*AVAILABLE DATA*.

________

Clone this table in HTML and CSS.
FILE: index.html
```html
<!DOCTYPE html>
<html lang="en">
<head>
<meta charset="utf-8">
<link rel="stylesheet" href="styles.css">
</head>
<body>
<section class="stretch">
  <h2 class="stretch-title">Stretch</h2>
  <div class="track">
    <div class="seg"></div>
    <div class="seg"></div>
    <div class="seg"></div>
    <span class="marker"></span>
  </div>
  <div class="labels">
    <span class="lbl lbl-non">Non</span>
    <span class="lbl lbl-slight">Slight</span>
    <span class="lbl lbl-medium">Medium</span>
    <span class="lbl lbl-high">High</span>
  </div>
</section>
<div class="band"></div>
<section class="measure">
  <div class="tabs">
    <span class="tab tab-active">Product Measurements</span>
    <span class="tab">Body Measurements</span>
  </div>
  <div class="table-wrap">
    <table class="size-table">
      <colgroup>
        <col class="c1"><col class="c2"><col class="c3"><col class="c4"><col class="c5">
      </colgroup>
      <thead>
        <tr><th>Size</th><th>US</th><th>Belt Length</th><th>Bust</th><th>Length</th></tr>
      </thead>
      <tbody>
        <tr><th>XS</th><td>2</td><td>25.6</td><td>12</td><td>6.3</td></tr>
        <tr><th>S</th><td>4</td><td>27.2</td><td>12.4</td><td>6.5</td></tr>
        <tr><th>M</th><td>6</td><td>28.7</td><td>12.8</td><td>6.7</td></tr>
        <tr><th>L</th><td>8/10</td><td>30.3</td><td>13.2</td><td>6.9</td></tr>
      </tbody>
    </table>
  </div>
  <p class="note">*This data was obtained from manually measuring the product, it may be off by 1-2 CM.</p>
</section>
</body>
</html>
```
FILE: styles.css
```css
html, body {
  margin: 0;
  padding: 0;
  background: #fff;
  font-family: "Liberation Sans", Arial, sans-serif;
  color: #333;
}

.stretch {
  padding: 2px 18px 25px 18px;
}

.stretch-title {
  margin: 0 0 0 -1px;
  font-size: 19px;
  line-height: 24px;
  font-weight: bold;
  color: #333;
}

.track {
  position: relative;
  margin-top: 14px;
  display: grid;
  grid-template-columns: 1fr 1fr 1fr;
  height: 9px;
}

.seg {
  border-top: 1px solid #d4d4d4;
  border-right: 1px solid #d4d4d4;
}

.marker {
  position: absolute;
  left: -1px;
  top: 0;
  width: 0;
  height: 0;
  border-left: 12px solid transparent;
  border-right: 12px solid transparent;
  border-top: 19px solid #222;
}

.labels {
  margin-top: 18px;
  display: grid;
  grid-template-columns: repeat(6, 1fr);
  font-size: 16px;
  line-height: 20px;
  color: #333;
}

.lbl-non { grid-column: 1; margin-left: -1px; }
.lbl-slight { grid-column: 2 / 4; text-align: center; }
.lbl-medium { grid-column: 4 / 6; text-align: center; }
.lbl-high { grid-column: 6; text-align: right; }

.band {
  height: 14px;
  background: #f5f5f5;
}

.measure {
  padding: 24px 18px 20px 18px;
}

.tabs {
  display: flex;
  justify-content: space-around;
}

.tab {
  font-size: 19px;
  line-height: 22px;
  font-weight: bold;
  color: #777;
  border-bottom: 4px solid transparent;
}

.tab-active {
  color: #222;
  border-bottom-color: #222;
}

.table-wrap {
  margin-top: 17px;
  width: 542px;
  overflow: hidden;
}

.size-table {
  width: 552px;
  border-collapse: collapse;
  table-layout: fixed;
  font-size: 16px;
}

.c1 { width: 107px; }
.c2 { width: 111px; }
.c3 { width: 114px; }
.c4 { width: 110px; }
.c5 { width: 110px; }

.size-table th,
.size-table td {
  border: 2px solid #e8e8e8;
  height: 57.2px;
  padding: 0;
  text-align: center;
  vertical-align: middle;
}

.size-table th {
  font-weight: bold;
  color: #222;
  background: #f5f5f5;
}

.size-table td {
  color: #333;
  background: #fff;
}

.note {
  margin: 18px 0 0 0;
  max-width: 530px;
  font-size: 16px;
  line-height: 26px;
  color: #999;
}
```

________

Retype the data exactly as given.

*RESULT OF THIS EXERCISE*.
Clone this table in HTML and CSS.
FILE: index.html
```html
<!DOCTYPE html>
<html lang="en">
<head>
<meta charset="utf-8">
<link rel="stylesheet" href="styles.css">
</head>
<body>
<section class="stretch">
  <h2 class="stretch-title">Stretch</h2>
  <div class="track">
    <div class="seg"></div>
    <div class="seg"></div>
    <div class="seg"></div>
    <span class="marker"></span>
  </div>
  <div class="labels">
    <span class="lbl lbl-non">Non</span>
    <span class="lbl lbl-slight">Slight</span>
    <span class="lbl lbl-medium">Medium</span>
    <span class="lbl lbl-high">High</span>
  </div>
</section>
<div class="band"></div>
<section class="measure">
  <div class="tabs">
    <span class="tab tab-active">Product Measurements</span>
    <span class="tab">Body Measurements</span>
  </div>
  <div class="table-wrap">
    <table class="size-table">
      <colgroup>
        <col class="c1"><col class="c2"><col class="c3"><col class="c4"><col class="c5">
      </colgroup>
      <thead>
        <tr><th>Size</th><th>US</th><th>Belt Length</th><th>Bust</th><th>Length</th></tr>
      </thead>
      <tbody>
        <tr><th>XS</th><td>2</td><td>25.6</td><td>12</td><td>6.3</td></tr>
        <tr><th>S</th><td>4</td><td>27.2</td><td>12.4</td><td>6.5</td></tr>
        <tr><th>M</th><td>6</td><td>28.7</td><td>12.8</td><td>6.7</td></tr>
        <tr><th>L</th><td>8/10</td><td>30.3</td><td>13.2</td><td>6.9</td></tr>
      </tbody>
    </table>
  </div>
  <p class="note">*This data was obtained from manually measuring the product, it may be off by 1-2 CM.</p>
</section>
</body>
</html>
```
FILE: styles.css
```css
html, body {
  margin: 0;
  padding: 0;
  background: #fff;
  font-family: "Liberation Sans", Arial, sans-serif;
  color: #333;
}

.stretch {
  padding: 2px 18px 25px 18px;
}

.stretch-title {
  margin: 0 0 0 -1px;
  font-size: 19px;
  line-height: 24px;
  font-weight: bold;
  color: #333;
}

.track {
  position: relative;
  margin-top: 14px;
  display: grid;
  grid-template-columns: 1fr 1fr 1fr;
  height: 9px;
}

.seg {
  border-top: 1px solid #d4d4d4;
  border-right: 1px solid #d4d4d4;
}

.marker {
  position: absolute;
  left: -1px;
  top: 0;
  width: 0;
  height: 0;
  border-left: 12px solid transparent;
  border-right: 12px solid transparent;
  border-top: 19px solid #222;
}

.labels {
  margin-top: 18px;
  display: grid;
  grid-template-columns: repeat(6, 1fr);
  font-size: 16px;
  line-height: 20px;
  color: #333;
}

.lbl-non { grid-column: 1; margin-left: -1px; }
.lbl-slight { grid-column: 2 / 4; text-align: center; }
.lbl-medium { grid-column: 4 / 6; text-align: center; }
.lbl-high { grid-column: 6; text-align: right; }

.band {
  height: 14px;
  background: #f5f5f5;
}

.measure {
  padding: 24px 18px 20px 18px;
}

.tabs {
  display: flex;
  justify-content: space-around;
}

.tab {
  font-size: 19px;
  line-height: 22px;
  font-weight: bold;
  color: #777;
  border-bottom: 4px solid transparent;
}

.tab-active {
  color: #222;
  border-bottom-color: #222;
}

.table-wrap {
  margin-top: 17px;
  width: 542px;
  overflow: hidden;
}

.size-table {
  width: 552px;
  border-collapse: collapse;
  table-layout: fixed;
  font-size: 16px;
}

.c1 { width: 107px; }
.c2 { width: 111px; }
.c3 { width: 114px; }
.c4 { width: 110px; }
.c5 { width: 110px; }

.size-table th,
.size-table td {
  border: 2px solid #e8e8e8;
  height: 57.2px;
  padding: 0;
  text-align: center;
  vertical-align: middle;
}

.size-table th {
  font-weight: bold;
  color: #222;
  background: #f5f5f5;
}

.size-table td {
  color: #333;
  background: #fff;
}

.note {
  margin: 18px 0 0 0;
  max-width: 530px;
  font-size: 16px;
  line-height: 26px;
  color: #999;
}
```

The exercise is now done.